Dynamic Color-Tunable Luminescence in Lead-Free Perovskites by Asymmetric Energy Transfer and Excitation-Dependent Dual Self-Trapped Excitons Emission

Abstract

Lead-free halide perovskites have garnered significant interest as eco-friendly alternatives to lead-based optoelectronic materials, yet achieving tunable self-trapped exciton (STE) emission with high efficiency and stability remains challenging. Herein, we report a Bi3+/Te4+ co-doped Rb2SnCl6 perovskite system that enables excitation-dependent dual-band STE emission. Through a modified thermal precipitation method, Bi3+ and Te4+ dopants were successfully incorporated into the Sn4+ lattice sites, inducing localized lattice distortions while preserving the cubic host framework.

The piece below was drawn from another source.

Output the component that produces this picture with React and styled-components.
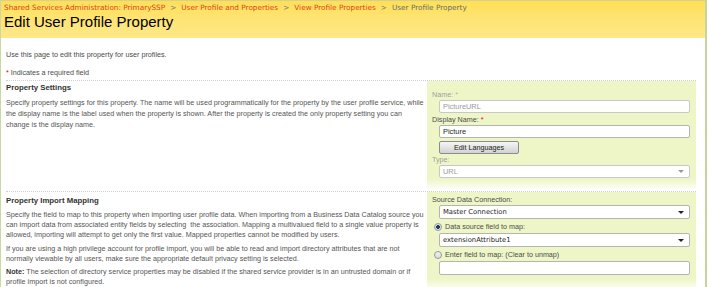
import React from "react";
import styled, { createGlobalStyle } from "styled-components";

const GlobalStyle = createGlobalStyle`
  body { margin: 0; background: #fff; }
  * { box-sizing: border-box; }
`;

const Page = styled.div`
  width: 707px;
  height: 287px;
  overflow: hidden;
  border-left: 1px solid #c9d9a6;
  border-right: 2px solid #c3d69b;
  font-family: "Liberation Sans", Arial, sans-serif;
  color: #4c4c4c;
`;

const Header = styled.header`
  height: 38px;
  border-top: 1px solid #d8d092;
  background: linear-gradient(#fee056, #fee478 55%, #fee887);
  padding: 2px 0 0 3px;
`;

const Crumbs = styled.div`
  display: flex;
  align-items: center;
  gap: 5px;
  font-family: "DejaVu Sans", Verdana, sans-serif;
  font-size: 7.3px;
  line-height: 10px;
  white-space: nowrap;
`;

const Crumb = styled.span`
  color: ${(p) => (p.$current ? "#6a6a6a" : "#e2431c")};
`;

const Sep = styled.span`
  color: #7a7a7a;
`;

const Title = styled.h1`
  margin: 0;
  font-weight: normal;
  font-size: 15px;
  line-height: 18px;
  color: #000;
`;

const Body = styled.main`
  padding: 11px 9px 0 5px;
  font-size: 7.2px;
`;

const Intro = styled.p`
  margin: 0;
  line-height: 11px;
  color: #4c4c4c;
`;

const Required = styled.p`
  margin: 7px 0 2px;
  line-height: 11px;
  color: #4c4c4c;
`;

const Star = styled.span`
  color: ${(p) => (p.$muted ? "#b0b0b0" : "#e2001a")};
`;

const Section = styled.section`
  display: grid;
  grid-template-columns: 415px 269px;
  column-gap: 6px;
  border-top: 1px dotted #cfcfcf;
  height: ${(p) => p.$height}px;
`;

const Info = styled.div`
  padding-top: ${(p) => p.$top || 1}px;
`;

const Heading = styled.h3`
  margin: 0 0 4px;
  font-size: 7.8px;
  line-height: 11px;
  color: #333;
`;

const Text = styled.p`
  margin: 0 0 ${(p) => p.$gap || 0}px;
  line-height: ${(p) => p.$lh || 11}px;
  color: #555;
  white-space: nowrap;
  b {
    color: #333;
  }
`;

const Panel = styled.div`
  background: linear-gradient(#eef6c8 calc(100% - 12px), #ffffff);
  padding: ${(p) => p.$top}px 6px 0 5px;
  display: flex;
  flex-direction: column;
`;

const Label = styled.div`
  margin-top: ${(p) => p.$mt || 0}px;
  line-height: 11px;
  color: ${(p) => (p.$disabled ? "#a0a0a0" : "#4c4c4c")};
`;

const Box = styled.div`
  margin: ${(p) => p.$mt || 0}px 0 0 7px;
  height: ${(p) => p.$h || 13}px;
  display: flex;
  align-items: center;
  padding: 0 5px 0 3px;
  background: #fff;
  border: 1px solid ${(p) => (p.$disabled ? "#c8c8c8" : "#b4b4b4")};
  border-radius: 2px;
  font-family: ${(p) => (p.$verdana ? '"DejaVu Sans", Verdana, sans-serif' : '"Liberation Sans", Arial, sans-serif')};
  font-size: ${(p) => (p.$verdana ? 6.8 : 7.4)}px;
  color: ${(p) => (p.$disabled ? "#9a9a9a" : "#1e1e1e")};
`;

const Arrow = styled.span`
  margin-left: auto;
  width: 0;
  height: 0;
  border-left: 3px solid transparent;
  border-right: 3px solid transparent;
  border-top: 3px solid ${(p) => (p.$disabled ? "#9a9a9a" : "#222")};
`;

const Button = styled.button`
  margin: 3px 0 0 7px;
  width: 80px;
  height: 13px;
  padding: 0;
  border: 1px solid #8c8c8c;
  border-radius: 2px;
  background: linear-gradient(#f6f6f6, #e4e4e4 50%, #d2d2d2);
  font-family: "Liberation Sans", Arial, sans-serif;
  font-size: 7.2px;
  color: #222;
`;

const RadioRow = styled.div`
  display: flex;
  align-items: center;
  gap: 3px;
  margin: ${(p) => p.$mt || 0}px 0 0 2px;
  line-height: 11px;
  color: #4c4c4c;
`;

const Radio = styled.span`
  width: 8px;
  height: 8px;
  border-radius: 50%;
  border: 1px solid #8f9aa6;
  background: ${(p) =>
    p.$checked
      ? "radial-gradient(circle, #2c3a48 0 1.6px, #dfe6ee 2.2px)"
      : "linear-gradient(#f2f2f2, #dcdcdc)"};
`;

export default function App() {
  return (
    <>
      <GlobalStyle />
      <Page>
        <Header>
          <Crumbs>
            <Crumb>Shared Services Administration: PrimarySSP</Crumb>
            <Sep>&gt;</Sep>
            <Crumb>User Profile and Properties</Crumb>
            <Sep>&gt;</Sep>
            <Crumb>View Profile Properties</Crumb>
            <Sep>&gt;</Sep>
            <Crumb $current>User Profile Property</Crumb>
          </Crumbs>
          <Title>Edit User Profile Property</Title>
        </Header>
        <Body>
          <Intro>Use this page to edit this property for user profiles.</Intro>
          <Required>
            <Star>*</Star> Indicates a required field
          </Required>

          <Section $height={111}>
            <Info>
              <Heading>Property Settings</Heading>
              <Text>
                Specify property settings for this property. The name will be used programmatically for the property by the user profile service, while
                <br />
                the display name is the label used when the property is shown. After the property is created the only property setting you can
                <br />
                change is the display name.
              </Text>
            </Info>
            <Panel $top={8}>
              <Label $disabled>
                Name: <Star $muted>*</Star>
              </Label>
              <Box $disabled>PictureURL</Box>
              <Label $mt={1}>
                Display Name: <Star>*</Star>
              </Label>
              <Box>Picture</Box>
              <Button>Edit Languages</Button>
              <Label $disabled>Type:</Label>
              <Box $disabled>
                URL
                <Arrow $disabled />
              </Box>
            </Panel>
          </Section>

          <Section $height={100}>
            <Info $top={3}>
              <Heading>Property Import Mapping</Heading>
              <Text $lh={10} $gap={4}>
                Specify the field to map to this property when importing user profile data. When importing from a Business Data Catalog source you
                <br />
                can import data from associated entity fields by selecting&nbsp; the association. Mapping a multivalued field to a single value property is
                <br />
                allowed, importing will attempt to get only the first value. Mapped properties cannot be modified by users.
              </Text>
              <Text $lh={10} $gap={3}>
                If you are using a high privilege account for profile import, you will be able to read and import directory attributes that are not
                <br />
                normally viewable by all users, make sure the appropriate default privacy setting is selected.
              </Text>
              <Text $lh={10}>
                <b>Note:</b> The selection of directory service properties may be disabled if the shared service provider is in an untrusted domain or if
                <br />
                profile import is not configured.
              </Text>
            </Info>
            <Panel $top={2}>
              <Label>Source Data Connection:</Label>
              <Box $verdana $h={14}>
                Master Connection
                <Arrow />
              </Box>
              <RadioRow $mt={2}>
                <Radio $checked />
                Data source field to map:
              </RadioRow>
              <Box $verdana $h={14} $mt={1}>
                extensionAttribute1
                <Arrow />
              </Box>
              <RadioRow $mt={2}>
                <Radio />
                Enter field to map: (Clear to unmap)
              </RadioRow>
              <Box $mt={1} $h={14} />
            </Panel>
          </Section>
        </Body>
      </Page>
    </>
  );
}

Structural and chemical analyses confirm homogeneous dopant distribution and stable oxidation states. The Bi3+-related STE emission (445 nm, blue) and Te4+-related STE emission (560 nm, orange) exhibit distinct excitation-dependent responses, governed by selective activation of dopant-specific electronic transitions and competitive energy transfer pathways. Transient spectroscopy reveals asymmetric energy transfer efficiencies of 46.9% (Te4+ → Bi3+) and 4.3% (Bi3+ → Te4+), attributed to dopant concentration gradients and electron-phonon coupling strength disparities. By optimizing Bi3+/Te4+ ratios, the system achieves tunable CIE coordinates from deep blue (0.15, 0.09) to orange (0.41, 0.53), with a balanced white-light emission (0.29, 0.32) at 360 nm excitation. The co-doped perovskite demonstrates a maximum photoluminescence quantum yield (PLQY) of 58% and robust thermal stability, retaining 15% emission intensity at 300 K. Fabricated UV-pumped white LEDs exhibit stable color rendering (CRI = 82) across operating currents (10-80 mA), highlighting its potential as a single-component phosphor. This work provides a strategic approach for engineering excitation-responsive STE dynamics in lead-free perovskites for advanced optoelectronic applications.